Can you write out all the lines word for word, with no pictures?

Begin Information supplied

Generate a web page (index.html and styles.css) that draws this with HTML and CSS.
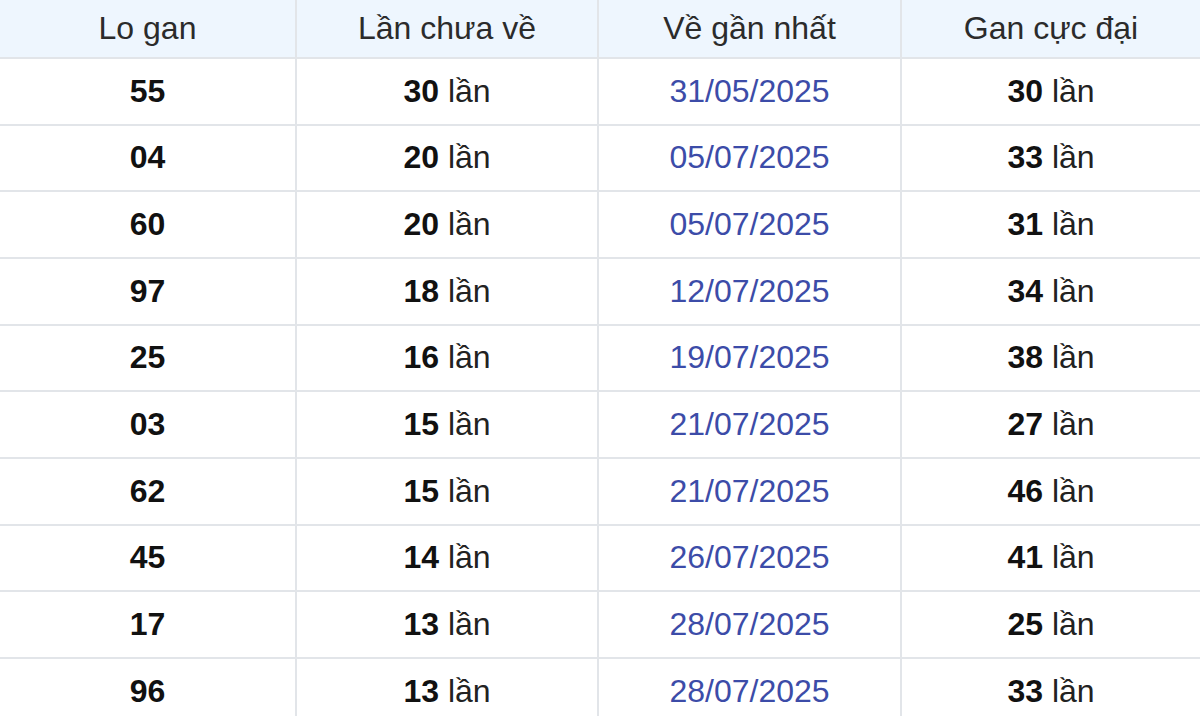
FILE: index.html
```html
<!DOCTYPE html>
<html lang="vi">
<head>
<meta charset="utf-8">
<title>Lo gan</title>
<link rel="stylesheet" href="styles.css">
</head>
<body>
<div class="frame">
<table class="gan">
<colgroup><col class="c1"><col class="c2"><col class="c3"><col class="c4"></colgroup>
<thead>
<tr><th>Lo gan</th><th>Lần chưa về</th><th>Về gần nhất</th><th>Gan cực đại</th></tr>
</thead>
<tbody>
<tr><td><b>55</b></td><td><b>30</b> lần</td><td class="date">31/05/2025</td><td><b>30</b> lần</td></tr>
<tr><td><b>04</b></td><td><b>20</b> lần</td><td class="date">05/07/2025</td><td><b>33</b> lần</td></tr>
<tr><td><b>60</b></td><td><b>20</b> lần</td><td class="date">05/07/2025</td><td><b>31</b> lần</td></tr>
<tr><td><b>97</b></td><td><b>18</b> lần</td><td class="date">12/07/2025</td><td><b>34</b> lần</td></tr>
<tr><td><b>25</b></td><td><b>16</b> lần</td><td class="date">19/07/2025</td><td><b>38</b> lần</td></tr>
<tr><td><b>03</b></td><td><b>15</b> lần</td><td class="date">21/07/2025</td><td><b>27</b> lần</td></tr>
<tr><td><b>62</b></td><td><b>15</b> lần</td><td class="date">21/07/2025</td><td><b>46</b> lần</td></tr>
<tr><td><b>45</b></td><td><b>14</b> lần</td><td class="date">26/07/2025</td><td><b>41</b> lần</td></tr>
<tr><td><b>17</b></td><td><b>13</b> lần</td><td class="date">28/07/2025</td><td><b>25</b> lần</td></tr>
<tr><td><b>96</b></td><td><b>13</b> lần</td><td class="date">28/07/2025</td><td><b>33</b> lần</td></tr>
</tbody>
</table>
</div>
</body>
</html>
```
FILE: styles.css
```css
html, body {
  margin: 0;
  padding: 0;
  background: #ffffff;
}
.frame {
  width: 1200px;
  height: 716px;
  overflow: hidden;
}
.gan {
  width: 1200px;
  border-collapse: collapse;
  table-layout: fixed;
  font-family: "Liberation Sans", Arial, sans-serif;
  font-size: 32px;
  color: #222222;
}
.c1 { width: 296px; }
.c2 { width: 302px; }
.c3 { width: 303px; }
.c4 { width: 299px; }
.gan th, .gan td {
  text-align: center;
  vertical-align: middle;
  padding: 0;
  border-left: 2px solid #e2e5e9;
  border-bottom: 2px solid #e2e5e9;
}
.gan th:first-child, .gan td:first-child {
  border-left: none;
}
.gan th {
  height: 57px;
  background: #eef6fe;
  font-weight: normal;
  color: #2b2b2b;
}
.gan td {
  height: 64.67px;
}
.gan b {
  font-weight: bold;
  color: #111111;
}
.gan .date {
  color: #3c4ca8;
}
```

End Information supplied

Solution for this exercise
Generate a web page (index.html and styles.css) that draws this with HTML and CSS.
FILE: index.html
```html
<!DOCTYPE html>
<html lang="vi">
<head>
<meta charset="utf-8">
<title>Lo gan</title>
<link rel="stylesheet" href="styles.css">
</head>
<body>
<div class="frame">
<table class="gan">
<colgroup><col class="c1"><col class="c2"><col class="c3"><col class="c4"></colgroup>
<thead>
<tr><th>Lo gan</th><th>Lần chưa về</th><th>Về gần nhất</th><th>Gan cực đại</th></tr>
</thead>
<tbody>
<tr><td><b>55</b></td><td><b>30</b> lần</td><td class="date">31/05/2025</td><td><b>30</b> lần</td></tr>
<tr><td><b>04</b></td><td><b>20</b> lần</td><td class="date">05/07/2025</td><td><b>33</b> lần</td></tr>
<tr><td><b>60</b></td><td><b>20</b> lần</td><td class="date">05/07/2025</td><td><b>31</b> lần</td></tr>
<tr><td><b>97</b></td><td><b>18</b> lần</td><td class="date">12/07/2025</td><td><b>34</b> lần</td></tr>
<tr><td><b>25</b></td><td><b>16</b> lần</td><td class="date">19/07/2025</td><td><b>38</b> lần</td></tr>
<tr><td><b>03</b></td><td><b>15</b> lần</td><td class="date">21/07/2025</td><td><b>27</b> lần</td></tr>
<tr><td><b>62</b></td><td><b>15</b> lần</td><td class="date">21/07/2025</td><td><b>46</b> lần</td></tr>
<tr><td><b>45</b></td><td><b>14</b> lần</td><td class="date">26/07/2025</td><td><b>41</b> lần</td></tr>
<tr><td><b>17</b></td><td><b>13</b> lần</td><td class="date">28/07/2025</td><td><b>25</b> lần</td></tr>
<tr><td><b>96</b></td><td><b>13</b> lần</td><td class="date">28/07/2025</td><td><b>33</b> lần</td></tr>
</tbody>
</table>
</div>
</body>
</html>
```
FILE: styles.css
```css
html, body {
  margin: 0;
  padding: 0;
  background: #ffffff;
}
.frame {
  width: 1200px;
  height: 716px;
  overflow: hidden;
}
.gan {
  width: 1200px;
  border-collapse: collapse;
  table-layout: fixed;
  font-family: "Liberation Sans", Arial, sans-serif;
  font-size: 32px;
  color: #222222;
}
.c1 { width: 296px; }
.c2 { width: 302px; }
.c3 { width: 303px; }
.c4 { width: 299px; }
.gan th, .gan td {
  text-align: center;
  vertical-align: middle;
  padding: 0;
  border-left: 2px solid #e2e5e9;
  border-bottom: 2px solid #e2e5e9;
}
.gan th:first-child, .gan td:first-child {
  border-left: none;
}
.gan th {
  height: 57px;
  background: #eef6fe;
  font-weight: normal;
  color: #2b2b2b;
}
.gan td {
  height: 64.67px;
}
.gan b {
  font-weight: bold;
  color: #111111;
}
.gan .date {
  color: #3c4ca8;
}
```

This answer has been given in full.